## Work required
Only the number is wanted: how many lines contain "page"?

==== Records shown ====

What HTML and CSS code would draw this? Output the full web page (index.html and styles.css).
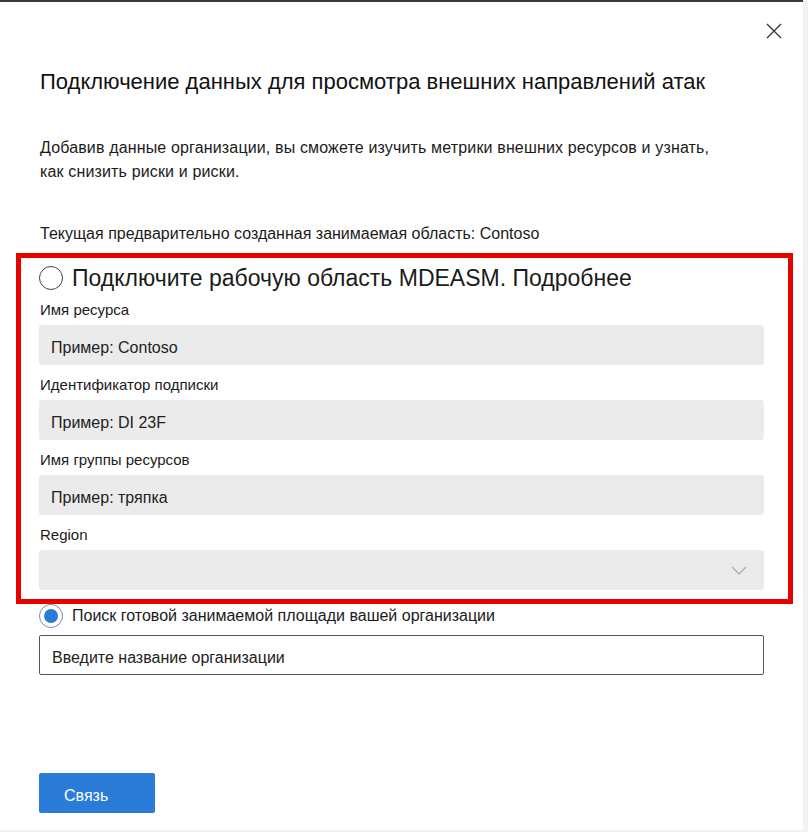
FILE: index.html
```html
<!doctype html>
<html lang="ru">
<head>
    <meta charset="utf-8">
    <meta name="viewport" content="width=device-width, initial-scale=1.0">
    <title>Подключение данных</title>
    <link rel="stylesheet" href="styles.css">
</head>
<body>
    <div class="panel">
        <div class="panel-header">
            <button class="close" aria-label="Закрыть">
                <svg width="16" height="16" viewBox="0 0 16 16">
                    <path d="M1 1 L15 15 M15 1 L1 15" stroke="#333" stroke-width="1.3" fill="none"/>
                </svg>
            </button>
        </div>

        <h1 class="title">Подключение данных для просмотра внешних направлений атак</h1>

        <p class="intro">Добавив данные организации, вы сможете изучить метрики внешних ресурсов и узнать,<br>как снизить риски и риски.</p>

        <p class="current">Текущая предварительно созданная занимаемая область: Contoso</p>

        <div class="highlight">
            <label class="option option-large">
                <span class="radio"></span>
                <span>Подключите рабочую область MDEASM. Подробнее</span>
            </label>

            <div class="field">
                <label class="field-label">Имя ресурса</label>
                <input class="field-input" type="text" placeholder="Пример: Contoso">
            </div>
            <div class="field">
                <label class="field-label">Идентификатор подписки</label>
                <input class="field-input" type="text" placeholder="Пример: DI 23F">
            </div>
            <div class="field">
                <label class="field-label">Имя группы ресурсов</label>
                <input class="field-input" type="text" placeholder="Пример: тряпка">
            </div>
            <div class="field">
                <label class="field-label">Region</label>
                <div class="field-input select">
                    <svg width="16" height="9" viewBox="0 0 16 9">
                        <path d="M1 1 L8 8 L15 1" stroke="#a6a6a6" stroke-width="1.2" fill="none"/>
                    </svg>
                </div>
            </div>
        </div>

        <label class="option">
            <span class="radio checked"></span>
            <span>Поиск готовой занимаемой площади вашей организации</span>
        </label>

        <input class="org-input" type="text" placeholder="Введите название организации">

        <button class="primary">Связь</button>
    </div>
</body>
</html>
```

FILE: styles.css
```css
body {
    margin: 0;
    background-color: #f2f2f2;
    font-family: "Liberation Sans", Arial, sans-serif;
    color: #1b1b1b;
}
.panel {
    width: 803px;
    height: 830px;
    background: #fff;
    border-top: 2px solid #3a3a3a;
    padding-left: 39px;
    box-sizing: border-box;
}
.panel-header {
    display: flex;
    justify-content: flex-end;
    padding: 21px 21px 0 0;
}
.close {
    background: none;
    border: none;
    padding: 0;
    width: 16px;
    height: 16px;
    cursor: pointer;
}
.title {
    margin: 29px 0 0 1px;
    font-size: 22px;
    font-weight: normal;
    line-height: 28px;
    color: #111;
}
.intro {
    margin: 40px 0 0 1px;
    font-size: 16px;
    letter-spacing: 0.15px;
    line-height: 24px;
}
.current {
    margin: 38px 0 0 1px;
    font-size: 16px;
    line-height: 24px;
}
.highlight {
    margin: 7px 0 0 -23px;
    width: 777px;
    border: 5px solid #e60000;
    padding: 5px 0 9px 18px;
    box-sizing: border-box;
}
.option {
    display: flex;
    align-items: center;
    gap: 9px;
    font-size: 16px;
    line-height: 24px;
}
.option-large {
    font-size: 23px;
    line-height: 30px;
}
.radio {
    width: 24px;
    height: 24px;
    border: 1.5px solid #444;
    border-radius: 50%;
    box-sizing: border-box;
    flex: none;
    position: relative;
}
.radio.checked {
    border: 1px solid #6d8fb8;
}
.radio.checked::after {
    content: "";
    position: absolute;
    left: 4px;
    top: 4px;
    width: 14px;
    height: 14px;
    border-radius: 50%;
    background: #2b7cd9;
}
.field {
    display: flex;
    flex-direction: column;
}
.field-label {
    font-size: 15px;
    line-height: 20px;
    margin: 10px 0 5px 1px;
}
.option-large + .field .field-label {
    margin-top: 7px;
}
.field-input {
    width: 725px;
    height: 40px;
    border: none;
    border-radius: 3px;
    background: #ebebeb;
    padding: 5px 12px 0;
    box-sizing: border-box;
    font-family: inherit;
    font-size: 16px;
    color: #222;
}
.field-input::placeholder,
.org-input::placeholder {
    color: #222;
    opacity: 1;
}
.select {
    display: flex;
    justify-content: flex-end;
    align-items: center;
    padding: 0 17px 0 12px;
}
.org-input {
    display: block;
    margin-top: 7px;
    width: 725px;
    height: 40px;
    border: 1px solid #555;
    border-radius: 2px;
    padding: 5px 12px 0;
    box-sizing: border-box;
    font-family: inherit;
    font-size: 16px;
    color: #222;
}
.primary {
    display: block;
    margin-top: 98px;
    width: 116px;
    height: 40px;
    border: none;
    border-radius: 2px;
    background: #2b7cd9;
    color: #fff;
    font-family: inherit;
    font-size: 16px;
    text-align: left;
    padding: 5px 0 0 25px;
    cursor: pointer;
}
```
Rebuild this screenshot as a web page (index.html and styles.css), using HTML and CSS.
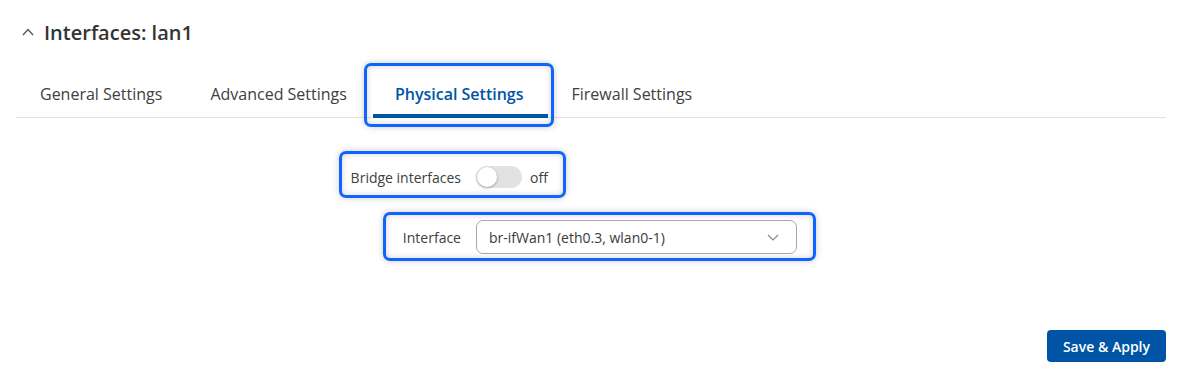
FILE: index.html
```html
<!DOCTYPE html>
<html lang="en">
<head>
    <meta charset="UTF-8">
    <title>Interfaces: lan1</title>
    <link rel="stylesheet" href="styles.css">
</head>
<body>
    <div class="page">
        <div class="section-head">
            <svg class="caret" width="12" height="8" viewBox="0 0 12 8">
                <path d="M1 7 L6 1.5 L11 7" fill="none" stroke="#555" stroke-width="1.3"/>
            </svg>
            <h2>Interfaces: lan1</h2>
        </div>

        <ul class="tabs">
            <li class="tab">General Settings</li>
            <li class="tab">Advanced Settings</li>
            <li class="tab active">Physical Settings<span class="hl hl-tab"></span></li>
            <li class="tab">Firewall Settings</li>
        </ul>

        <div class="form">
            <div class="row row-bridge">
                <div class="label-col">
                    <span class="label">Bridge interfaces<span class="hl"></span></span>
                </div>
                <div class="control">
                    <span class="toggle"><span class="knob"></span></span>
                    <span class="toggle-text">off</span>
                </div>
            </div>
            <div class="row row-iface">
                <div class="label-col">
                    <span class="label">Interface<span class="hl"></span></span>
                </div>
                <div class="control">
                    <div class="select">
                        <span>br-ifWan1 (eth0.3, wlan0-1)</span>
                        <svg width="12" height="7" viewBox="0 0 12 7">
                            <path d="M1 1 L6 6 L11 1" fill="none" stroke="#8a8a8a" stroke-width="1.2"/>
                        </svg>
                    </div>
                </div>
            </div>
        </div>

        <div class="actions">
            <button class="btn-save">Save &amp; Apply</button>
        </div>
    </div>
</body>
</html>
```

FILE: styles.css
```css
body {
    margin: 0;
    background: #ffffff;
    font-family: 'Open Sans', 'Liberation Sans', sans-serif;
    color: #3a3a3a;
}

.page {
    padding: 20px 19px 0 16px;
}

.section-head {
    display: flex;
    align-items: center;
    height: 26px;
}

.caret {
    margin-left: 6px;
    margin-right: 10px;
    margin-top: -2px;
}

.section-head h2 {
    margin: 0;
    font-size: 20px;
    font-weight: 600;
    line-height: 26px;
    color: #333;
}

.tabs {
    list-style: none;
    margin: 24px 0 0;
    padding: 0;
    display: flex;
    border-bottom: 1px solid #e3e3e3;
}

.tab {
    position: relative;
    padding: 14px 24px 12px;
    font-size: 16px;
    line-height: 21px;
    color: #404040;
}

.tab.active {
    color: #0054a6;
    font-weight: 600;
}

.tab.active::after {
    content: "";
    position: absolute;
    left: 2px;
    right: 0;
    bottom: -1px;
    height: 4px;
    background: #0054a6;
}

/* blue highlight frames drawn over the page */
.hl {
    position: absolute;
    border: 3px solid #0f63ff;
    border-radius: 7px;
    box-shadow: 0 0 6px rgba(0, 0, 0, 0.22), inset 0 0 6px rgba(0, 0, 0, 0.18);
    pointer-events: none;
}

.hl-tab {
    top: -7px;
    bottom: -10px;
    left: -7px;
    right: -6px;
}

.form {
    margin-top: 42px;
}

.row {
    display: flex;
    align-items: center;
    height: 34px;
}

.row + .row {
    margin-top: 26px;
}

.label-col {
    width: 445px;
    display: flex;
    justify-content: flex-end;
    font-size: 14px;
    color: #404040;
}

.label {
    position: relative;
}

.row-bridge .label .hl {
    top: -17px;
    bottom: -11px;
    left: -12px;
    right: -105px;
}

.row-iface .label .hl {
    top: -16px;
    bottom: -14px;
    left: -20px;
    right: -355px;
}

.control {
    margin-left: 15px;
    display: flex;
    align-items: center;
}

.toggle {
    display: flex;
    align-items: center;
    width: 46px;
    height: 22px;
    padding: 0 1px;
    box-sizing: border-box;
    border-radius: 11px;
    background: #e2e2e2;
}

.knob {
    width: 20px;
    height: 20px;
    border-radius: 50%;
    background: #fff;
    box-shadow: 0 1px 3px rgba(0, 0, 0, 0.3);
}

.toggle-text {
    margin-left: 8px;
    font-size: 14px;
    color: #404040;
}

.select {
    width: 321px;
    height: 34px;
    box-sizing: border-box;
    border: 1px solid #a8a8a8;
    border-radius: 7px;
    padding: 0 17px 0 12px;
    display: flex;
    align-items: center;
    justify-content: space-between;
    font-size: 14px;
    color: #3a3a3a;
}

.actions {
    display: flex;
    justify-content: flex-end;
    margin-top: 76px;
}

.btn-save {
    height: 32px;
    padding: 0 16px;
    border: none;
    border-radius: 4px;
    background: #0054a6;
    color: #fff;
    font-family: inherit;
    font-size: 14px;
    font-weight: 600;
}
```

====

## Response for this exercise
5